If your export uses any of those, convert to H.264/AAC first (HandBrake, ffmpeg, or your editor's export preset) before uploading — don't rely on X to transcode it for you, because it often just rejects the file instead.
What codec do downloaded Twitter videos come in?
Videos served back from X's CDN — the ones you get from pasting a link into a downloader — are almost always H.264 video with AAC audio in an MP4 container, matching what was accepted at upload time. That's also why H.264/AAC MP4 is the safest re-upload format if you're pulling a clip down to repost elsewhere: it round-trips cleanly through X, Instagram, TikTok, and most editors without a forced re-encode.
There have been isolated community reports of HEVC-encoded variants showing up in specific streaming URLs, but this isn't the standard or expected behavior — H.264 remains the codec you should plan around for both uploads and downloads.
Why Do Downloaded Twitter Videos Look Lower Resolution Than the Upload?
Even when the original upload was clean 1080p H.264, the file you download isn't always the sharpest version that exists. X re-encodes uploaded video into multiple resolution and bitrate variants (a transcoding ladder, similar to how HLS adaptive streaming works) so playback can adjust to different devices and connection speeds — and downloaders can only grab whichever variant is exposed in the post's metadata.
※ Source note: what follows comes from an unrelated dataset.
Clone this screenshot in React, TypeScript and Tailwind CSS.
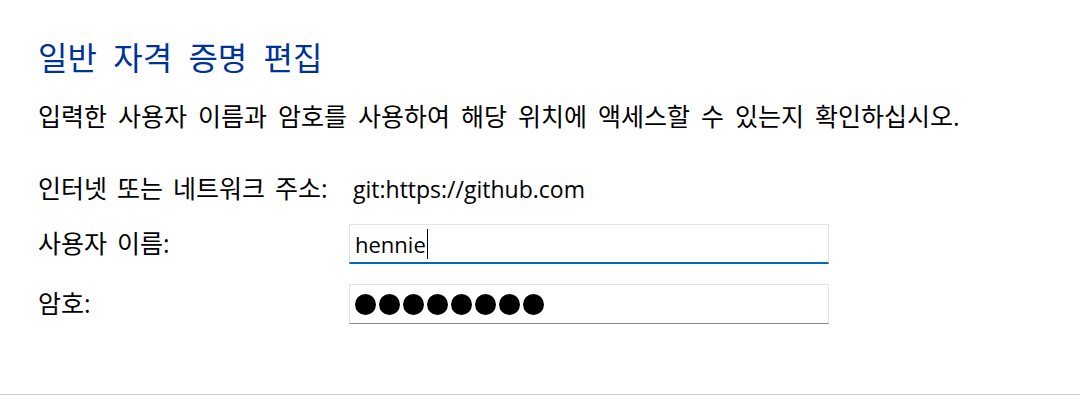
import React from "react";

const FONT = "font-['Open_Sans','Noto_Sans_CJK_KR',sans-serif]";

function Row({ label, children }: { label: string; children: React.ReactNode }) {
  return (
    <div className="flex items-center h-[40px]">
      <div className="w-[311px] shrink-0 text-[25px] text-black [word-spacing:3.5px]">{label}</div>
      {children}
    </div>
  );
}

export default function App() {
  const dots = Array.from({ length: 8 });

  return (
    <div className={`${FONT} w-[1080px] h-[401px] bg-white`}>
      <div className="h-[395px] border-b border-[#cccccc] pl-[38px] pt-[38px]">
        {/* Heading */}
        <h1 className="text-[32px] leading-[40px] text-[#003399] [word-spacing:8px]">일반 자격 증명 편집</h1>

        <p className="mt-[22px] text-[25px] leading-[32px] text-black [word-spacing:4.5px]">
          입력한 사용자 이름과 암호를 사용하여 해당 위치에 액세스할 수 있는지 확인하십시오.
        </p>

        {/* Form */}
        <div className="mt-[37px] flex flex-col">
          <Row label="인터넷 또는 네트워크 주소:">
            <span className="pl-[4px] text-[23px] text-black">git:https://github.com</span>
          </Row>

          <div className="mt-[15px]">
            <Row label="사용자 이름:">
              <div className="w-[480px] h-[40px] border border-[#e3e3e3] border-b-2 border-b-[#0067c0] flex items-center pl-[5px]">
                <span className="text-[22px] leading-none text-black">hennie</span>
                <span className="ml-[1px] w-px h-[30px] bg-black" />
              </div>
            </Row>
          </div>

          <div className="mt-[20px]">
            <Row label="암호:">
              <div className="w-[480px] h-[40px] border border-[#e3e3e3] border-b-[#8a8a8a] flex items-center gap-[3px] pl-[5px]">
                {dots.map((_, i) => (
                  <span key={i} className="w-[21px] h-[21px] rounded-full bg-black" />
                ))}
              </div>
            </Row>
          </div>
        </div>
      </div>
    </div>
  );
}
That's why the same tweet can offer 320p, 480p, 720p, and 1080p versions with very different sharpness, and why picking the wrong one produces a blurrier file than the source ever was. For the full explanation of why those variants exist, see Why Some Twitter Videos Have Multiple Quality Options. For the actual workflow to make sure you grab the sharpest one, see How to Download Twitter Videos in HD.
Recommended Export Settings for Twitter/X Video
If you want a preset that avoids upload failures and re-encoding surprises:
- Container:
.mp4 - Video codec: H.264, High profile
- Audio codec: AAC-LC
- Resolution: 1280 x 720 or 1920 x 1080 (stay at or under 1080p — 1920 x 1200 is the hard ceiling, not the target)
- Frame rate: 30 fps for most content; reserve 50–60 fps for motion-heavy footage like gameplay or sports
- Bitrate: roughly 5,000–8,000 kbps for 1080p at 30 fps; scale toward 10,000–12,500 kbps if you're using a higher frame rate, since more frames per second need more bitrate to avoid added compression artifacts
- File size: stay comfortably under 512 MB unless you know the account is on Premium
- Duration: under 140 seconds unless you know the account is on Premium
FAQ
What is the maximum video file size on X?
512 MB for a regular (non-Premium) account. Premium and Premium+ subscribers get a much higher ceiling — commonly documented as roughly 8 GB to 16 GB on web and iOS — though the exact number has shifted over time and Android has historically lagged behind.
Why does my 1080p upload look blurry?
Usually one of two things: either the source file's bitrate was too low for 1080p (X's re-encoding pass compresses it further), or you're comparing the wrong variant — X stores multiple resolution/bitrate versions of the same clip, and the version you're viewing or downloading may not be the highest one available. Export at 5,000–8,000+ kbps for 1080p and check every quality option before assuming the platform ruined your video.
What codec should I export from Premiere/CapCut/DaVinci for X?
Export H.264 (AVC) video with AAC-LC audio in an .mp4 container. Avoid HEVC/H.265 — it's a common default in Premiere and Final Cut exports and is not reliably accepted by X. Avoid VP9 and AV1 as well; both are common web codecs but not supported X upload formats.
Is the Twitter video length limit 2 minutes or 2:20?
Both describe the same number. The limit for regular accounts is 140 seconds, which is 2 minutes 20 seconds — often rounded down to "2 minutes" in casual descriptions, but 140 seconds is the precise figure.
Does X accept 4K video uploads?
X's documented maximum resolution is 1920 x 1200 (landscape) or 1200 x 1920 (portrait), which is below 4K. Uploading a 4K file will get it downscaled and re-encoded by X rather than preserved, so there's little benefit to exporting above 1080p for X specifically.
Final Takeaway
The numbers that matter most are simple: 512 MB, 140 seconds, 1080p-class resolution, and H.264/AAC MP4 as the codec pair. Premium raises the size and duration ceilings substantially, but it doesn't change the codec requirement — HEVC, VP9, and AV1 exports fail the same way on every account tier. Export H.264/AAC, stay under the size and duration limits for your account type, and you'll avoid the vast majority of upload and quality problems on X.